In the philosophy of language, semantic externalism (the opposite of semantic internalism) is the view that the meaning of a term is determined, in whole or in part, by factors external to the speaker. According to an externalist position, one can claim without contradiction that two speakers could be in exactly the same brain state at the time of an utterance, and yet mean different things by that utterance – that is, at the least, that their terms could pick out different referents.

==Overview==
The philosopher Hilary Putnam (1975/1985) proposed this position and summarized it with the statement "meanings just ain't in the head!"

Although he did not use the term "externalism" at the time, Putnam is thought to have pioneered semantic externalism in his 1975 paper "The Meaning of 'Meaning. His Twin Earth thought experiment, from the aforementioned paper, is widely cited to illustrate his argument for externalism to this day. Alongside Putnam, credit also goes to Saul Kripke and Tyler Burge, both of whom attacked internalism for independent reasons, providing a foundation on which Putnam's attacks rested.

Externalism is generally thought to be a necessary consequence of any causal theory of reference; since the causal history of a term is not internal, the involvement of that history in determining the term's referent is enough to satisfy the externalist thesis.

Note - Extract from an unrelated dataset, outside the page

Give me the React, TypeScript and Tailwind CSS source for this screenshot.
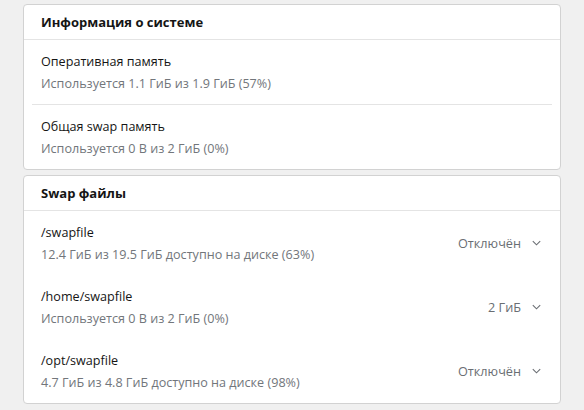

However, Putnam and many subsequent externalists have maintained that not only reference, but sense as well is determined, at least in part, by external factors (see sense and reference).

While it is common to shorten "semantic externalism" to "externalism" within the context of the debate, one must be careful in doing so, as there are several distinct debates in philosophy that employ the terms "externalism" and "internalism".

== Arguments for externalism ==

Putnam presented a variety of arguments for the externalist position, the most famous being those that concerned Twin Earth. Subsequent philosophers have produced other, related thought experiments, most notably Donald Davidson's swamp man experiment. However, there have been numerous arguments for externalism that do not involve science-fiction scenarios.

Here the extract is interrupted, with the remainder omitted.